Ce dernier texte de cet auteur inépuisable pose problème car posthume et inachevé. Avant de mourir Nabokov avait expressément demandé à sa femme de brûler le manuscrit s'il n'était pas fini avant sa mort. Or, Nabokov meurt et le texte n'est pas brûlé, mais glissé dans l'écrin d'un coffre fort suisse où il attend jusqu'en 2009.
Après dit-il, bien des hésitations, Dmitri, le fils unique de Nabokov se décide à le publier, après qu'il ait eu ue vision de son père, Nabokov, lui disant "avec un grand sourire ironique: "T'es vraiment dans un sacré bordel! Allez lance-toi et publie-le"!

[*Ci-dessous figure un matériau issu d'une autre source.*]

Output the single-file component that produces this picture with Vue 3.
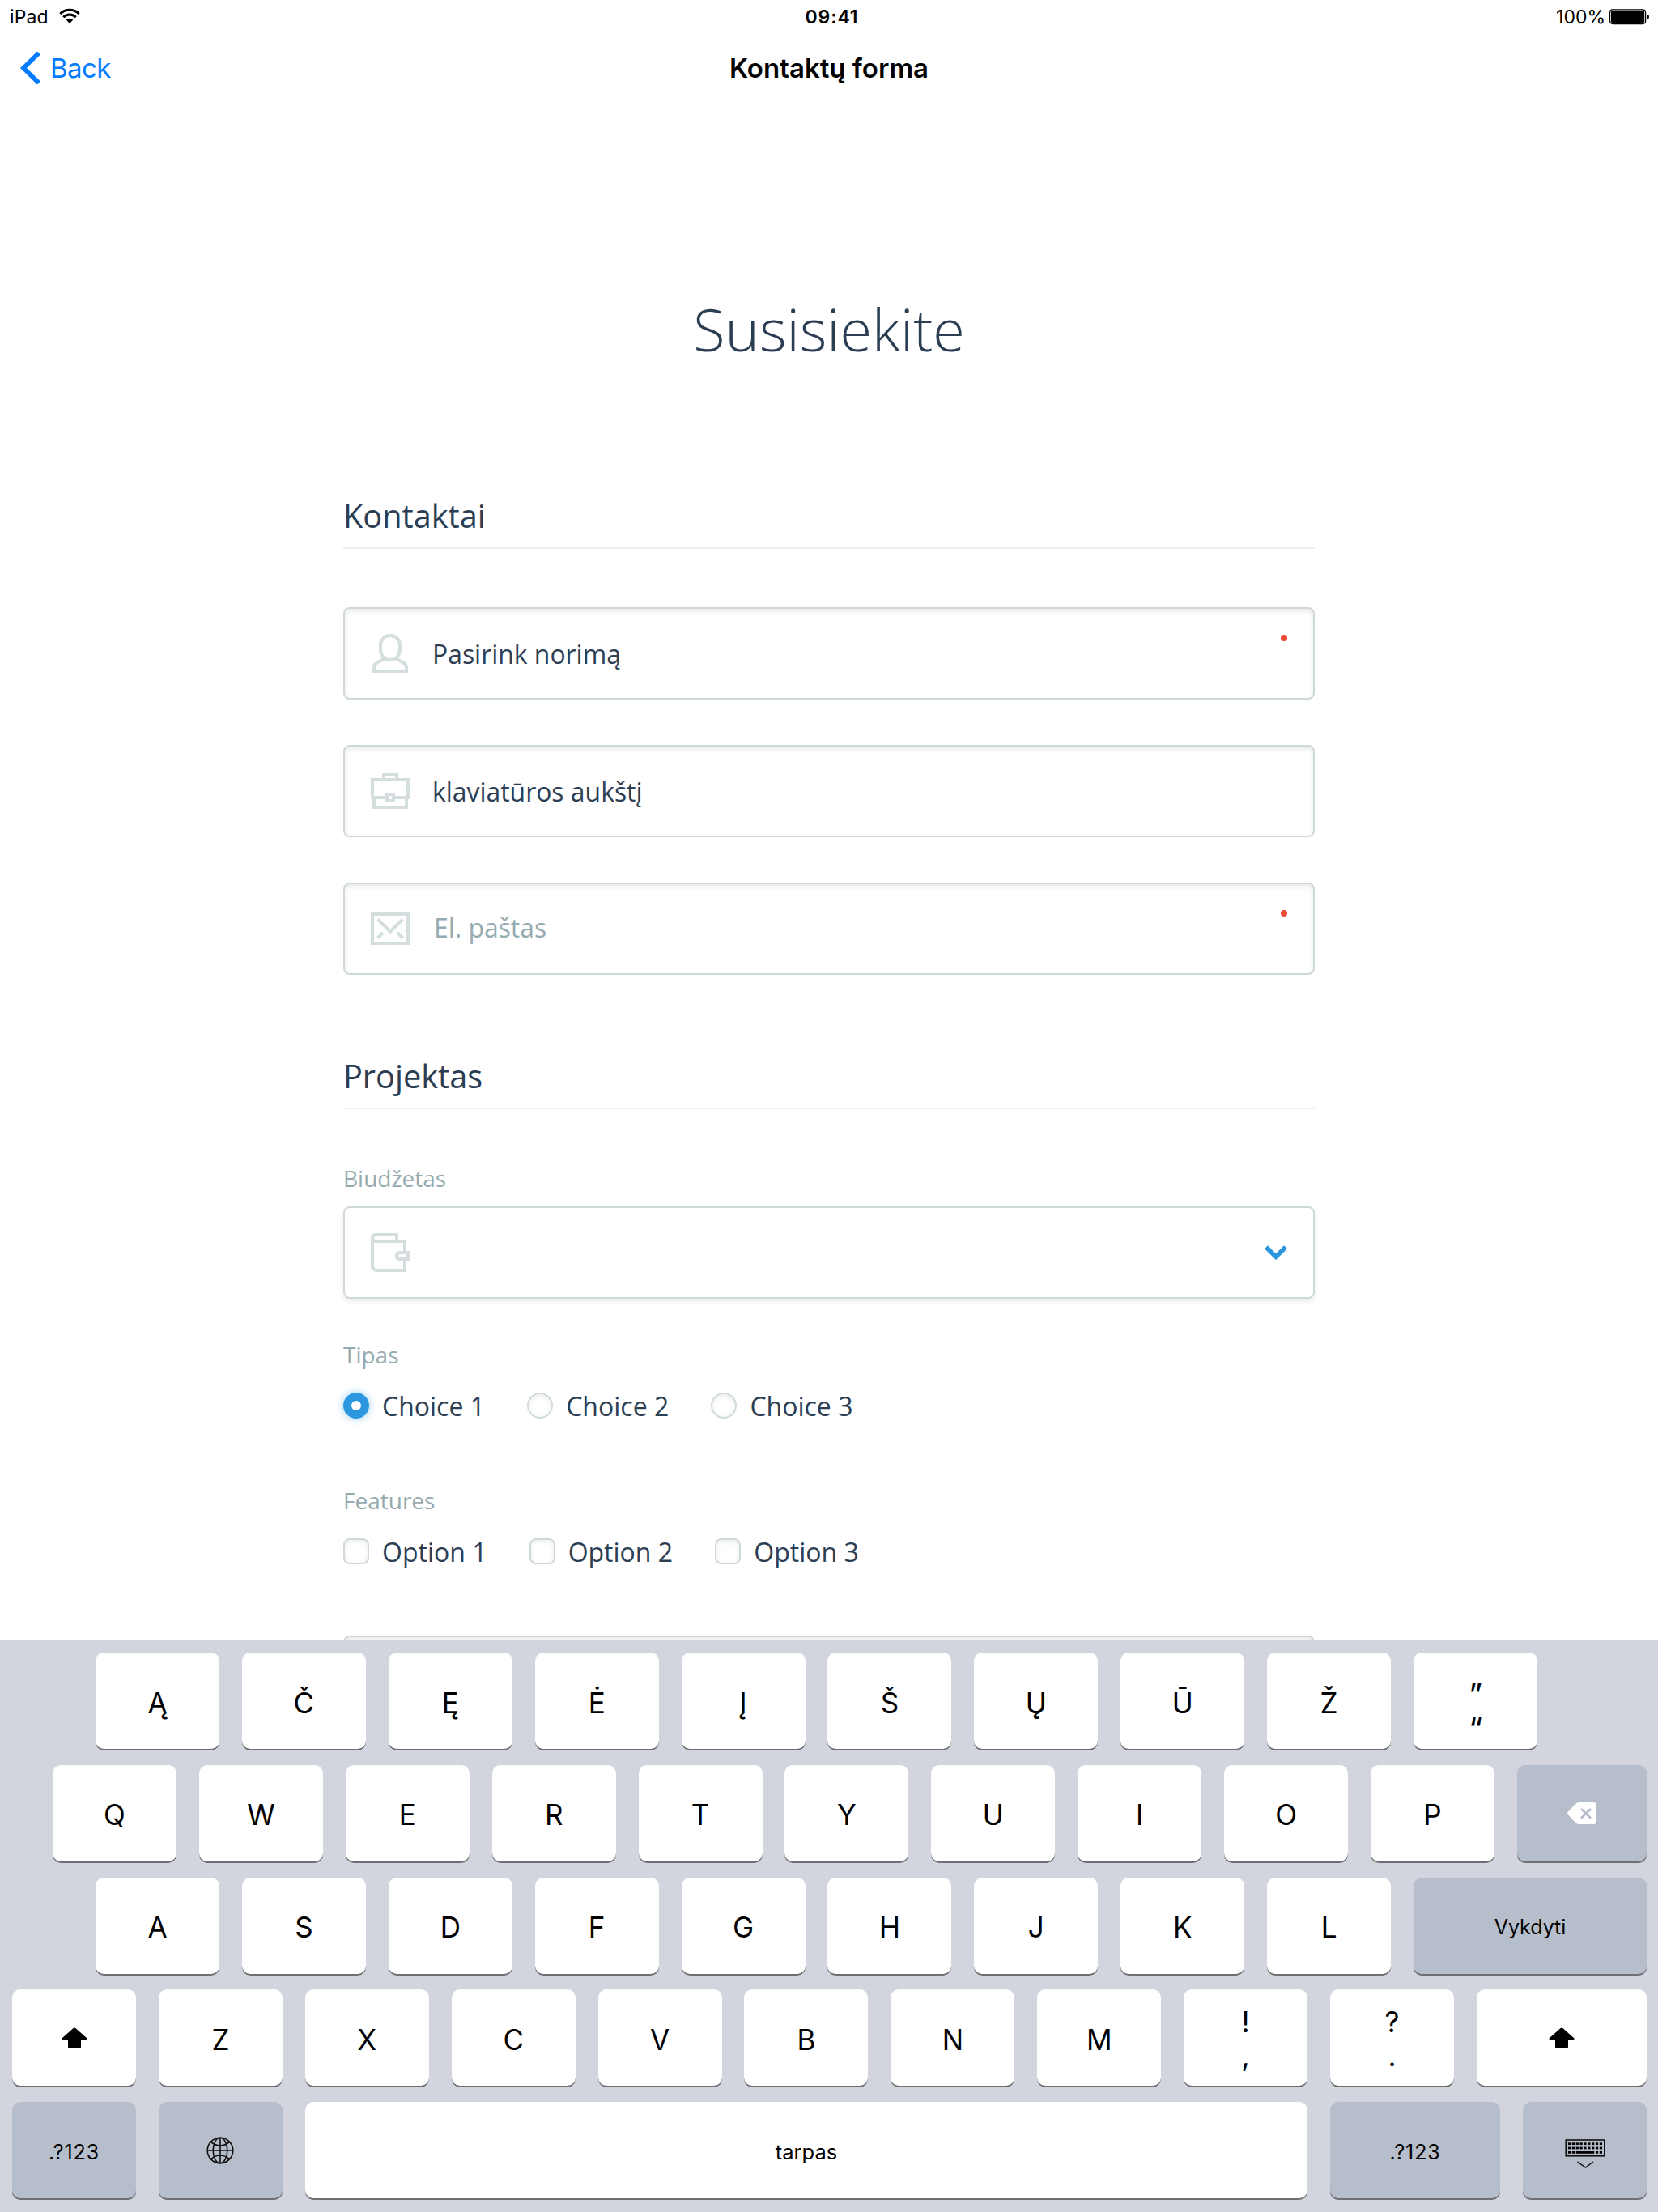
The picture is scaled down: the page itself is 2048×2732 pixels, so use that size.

Qui était donc ce coquin de Nabokov? Né dans une grande famille aristocratique russe, il est très tôt entouré par les livres qu'il dévore aussi bien en russe qu'en français ou en anglais, parlant ses langues dès l'âge de sept ans. Suite à la Révolution russe, il quitte avec sa famille la Russie pour l'Allemagne. Puis, Paris et Londres où il publie son premier roman Machenka. Puis, de son russe natal, il publie en anglais "La vraie vie de Sebastian Knight" en 1941. L'écrivain russe devient alors anglophone. Etant donné les événements, il part pour l'Amérique où il se fait naturaliser américain en 1945 et enseigne dans la célèbre université de Cornell. En 1955, il publie Lolita dont le succès va le propulser aux sommets de la gloire.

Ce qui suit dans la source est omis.